Ray Villard of the Space Telescope Science Institute (STScI), which oversees the Hubble space telescope's research mission, said the movies show Saturn at very unique orientations relative to Earth.

"When Saturn's ring plane was edge-on to earth, the ring becomes a wafer-thin slice and that's a beautiful opportunity to see the moons very clearly," he said.

Another set of images used for the videos and from a similar orientation also impressed folks at STScI immediately, Villard said. "What's spectacular about that, which we noticed when the pictures first were taken, is that you can actually see the shadow from the moon skirting across the ring plane," he told "That would only happen at a unique time, just like a setting sun."

Software was used to morph a dozen images, during each of these orbital slices of time, into the hundreds of images needed for the movies.

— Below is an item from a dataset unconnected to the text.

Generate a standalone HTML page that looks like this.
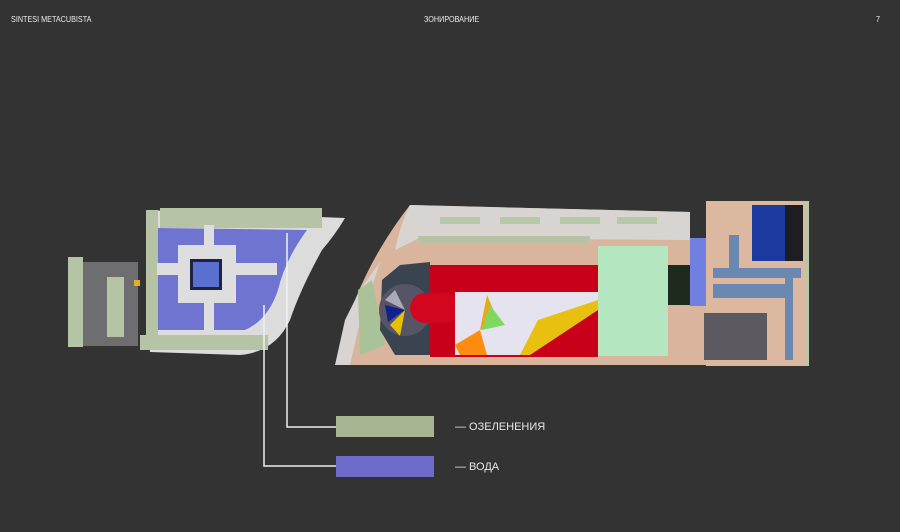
<!DOCTYPE html>
<html><head><meta charset="utf-8"><style>
html,body{margin:0;padding:0;background:#333333;width:900px;height:532px;overflow:hidden}
.t{position:absolute;color:#ececec;font-family:"Liberation Sans",sans-serif;font-size:8.5px;top:14px;transform:scaleX(0.85);transform-origin:left}
.l{position:absolute;color:#e6e6e6;font-family:"Liberation Sans","Noto Sans CJK SC",sans-serif;font-size:11px}
</style></head><body>
<div class="t" style="left:11px">SINTESI METACUBISTA</div>
<div class="t" style="left:424px">ЗОНИРОВАНИЕ</div>
<div class="t" style="left:876px">7</div>
<svg width="900" height="532" style="position:absolute;left:0;top:0">
<!-- left site -->
<rect x="68" y="262" width="70" height="84" fill="#6e6d70"/>
<rect x="68" y="257" width="15" height="90" fill="#b5c4a5"/>
<rect x="107" y="277" width="17" height="60" fill="#b5c4a5"/>
<rect x="134" y="280" width="6" height="6" fill="#e0b020"/>
<path d="M146 210 L345 218 Q335 235 322 250 Q300 290 290 320 Q275 352 240 355 L150 352 Z" fill="#dcdcdc"/>
<rect x="160" y="208" width="162" height="20" fill="#b6c3a4"/>
<rect x="146" y="210" width="12" height="125" fill="#b6c3a4"/>
<path d="M158 228 L307 230 Q285 260 278 290 Q268 320 245 330 L158 330 Z" fill="#6f74d0"/>
<rect x="178" y="245" width="58" height="58" fill="#dedede"/>
<rect x="204" y="225" width="10" height="105" fill="#dedede"/>
<rect x="157" y="263" width="120" height="12" fill="#dedede"/>
<rect x="190" y="259" width="32" height="31" fill="#1f2240"/>
<rect x="193" y="262" width="26" height="25" fill="#5a70d0"/>
<rect x="140" y="335" width="128" height="15" fill="#b6c3a4"/>
<!-- right site -->
<path d="M335 365 L355 300 Q375 250 410 205 L690 212 L690 305 L706 305 L706 365 Z" fill="#d9b59e"/>
<path d="M410 205 L690 212 L690 240 L420 238 L395 250 Q400 225 410 205 Z" fill="#d8d4d2"/>
<path d="M335 365 L345 320 L360 290 L380 262 L358 330 L350 365 Z" fill="#d8d4d2"/>
<rect x="440" y="217" width="40" height="7" fill="#b6c8a8"/>
<rect x="500" y="217" width="40" height="7" fill="#b6c8a8"/>
<rect x="560" y="217" width="40" height="7" fill="#b6c8a8"/>
<rect x="617" y="217" width="40" height="7" fill="#b6c8a8"/>
<rect x="418" y="236" width="172" height="7" fill="#b7c2a2"/>
<path d="M358 290 L372 280 L385 345 L360 355 Z" fill="#a9c298"/>
<path d="M382 280 L400 265 L430 262 L430 355 L395 355 L380 330 Z" fill="#3a4450"/>
<circle cx="405" cy="310" r="26" fill="#556"/>
<path d="M405 310 L390 325 L400 336 Z" fill="#e8c000"/>
<path d="M405 310 L385 305 L388 322 Z" fill="#102090"/>
<path d="M405 310 L395 290 L385 300 Z" fill="#aab"/>
<rect x="430" y="265" width="168" height="92" fill="#c8001a"/>
<rect x="410" y="293" width="50" height="30" rx="15" fill="#d2061e"/>
<rect x="455" y="292" width="143" height="63" fill="#e4e3ee"/>
<path d="M598 300 L598 355 L520 355 L538 320 L598 300 Z" fill="#e8c010"/>
<path d="M598 310 L598 355 L530 355 Z" fill="#c8001a"/>
<path d="M487 295 L500 325 L480 330 Z" fill="#e8a818"/>
<path d="M490 305 L505 325 L482 330 Z" fill="#7fd860"/>
<path d="M480 330 L455 345 L460 355 L487 355 Z" fill="#ff8c10"/>
<rect x="598" y="246" width="70" height="110" fill="#b4e6c0"/>
<rect x="668" y="265" width="22" height="40" fill="#1e2a1e"/>
<rect x="690" y="238" width="16" height="68" fill="#7080e0"/>
<rect x="706" y="201" width="102" height="165" fill="#ddb8a0"/>
<rect x="806" y="201" width="3" height="165" fill="#b6c8a8"/>
<rect x="752" y="205" width="48" height="56" fill="#1a3aa0"/>
<rect x="785" y="205" width="18" height="56" fill="#1e1e22"/>
<rect x="729" y="235" width="10" height="35" fill="#6a88b0"/>
<rect x="713" y="268" width="88" height="10" fill="#6a88b0"/>
<rect x="713" y="284" width="78" height="14" fill="#6a88b0"/>
<rect x="785" y="278" width="8" height="82" fill="#6a88b0"/>
<rect x="704" y="313" width="63" height="47" fill="#5c5a60"/>
<!-- leader lines -->
<polyline points="287,233 287,427 336,427" fill="none" stroke="#f0f0f0" stroke-width="1.5"/>
<polyline points="264,305 264,466 336,466" fill="none" stroke="#f0f0f0" stroke-width="1.5"/>
<rect x="336" y="416" width="98" height="21" fill="#a8b592"/>
<rect x="336" y="456" width="98" height="21" fill="#6f6bcb"/>
</svg>
<div class="l" style="left:455px;top:421px">— ОЗЕЛЕНЕНИЯ</div>
<div class="l" style="left:455px;top:461px">— ВОДА</div>
</body></html>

The images were taken by the Hubble's Wide Field Planetary Camera 2 in 1995 and the Advanced Camera for Surveys in 2003.

Movie details

The shortest edge-on ring movie shows the moons Titan and Tethys orbiting Saturn. The moons follow the rings' thin line in their orbit around Saturn. Titan's shadow is the first to appear, moving across Saturn's disk. Titan follows, with Tethys appearing on the left from behind the planet. The moons seem to move much faster than they actually do because several hours of viewing time (images were taken over a 10.5-hour span) were compressed to make the movie, which also shows bands of clouds that make up Saturn's atmosphere.

The longer edge-on ring movie shows the icy moons Mimas, Enceladus, Dione and Tethys rounding Saturn. Enceladus appears first with Mimas right behind. Both moons cast small shadows on the planet, and Enceladus casts a shadow on the rings. Mimas' orbit is too inclined to hit the rings. Dione then appears with a long shadow that tracks across the ring system. Tethys appears only briefly as it moves behind the planet on the right. The images for this movie were taken over a 9.5-hour span.

The maximum ring-tilt movie first shows Saturn spinning. Although the rings rotate with the planet, they appear to be stationary because the ring material is spread out so evenly. Saturn rotates on its axis every 10 hours, more than twice as fast as Earth.

Next, the movie offers a close-up of Saturn's southern hemisphere. Astronomers enhanced the contrast in this sequence to make Saturn's banded cloud structure more obvious. The images for this movie were taken over a 24-hour span.

NASA's Voyager and Cassini missions also have generated movies of Saturn. Cassini has been at Saturn since July 2004, studying the planet, its moons and its ring system.

"Cassini has shown us those moons are so diverse that it's like finding a little solar system unto itself," Villard said.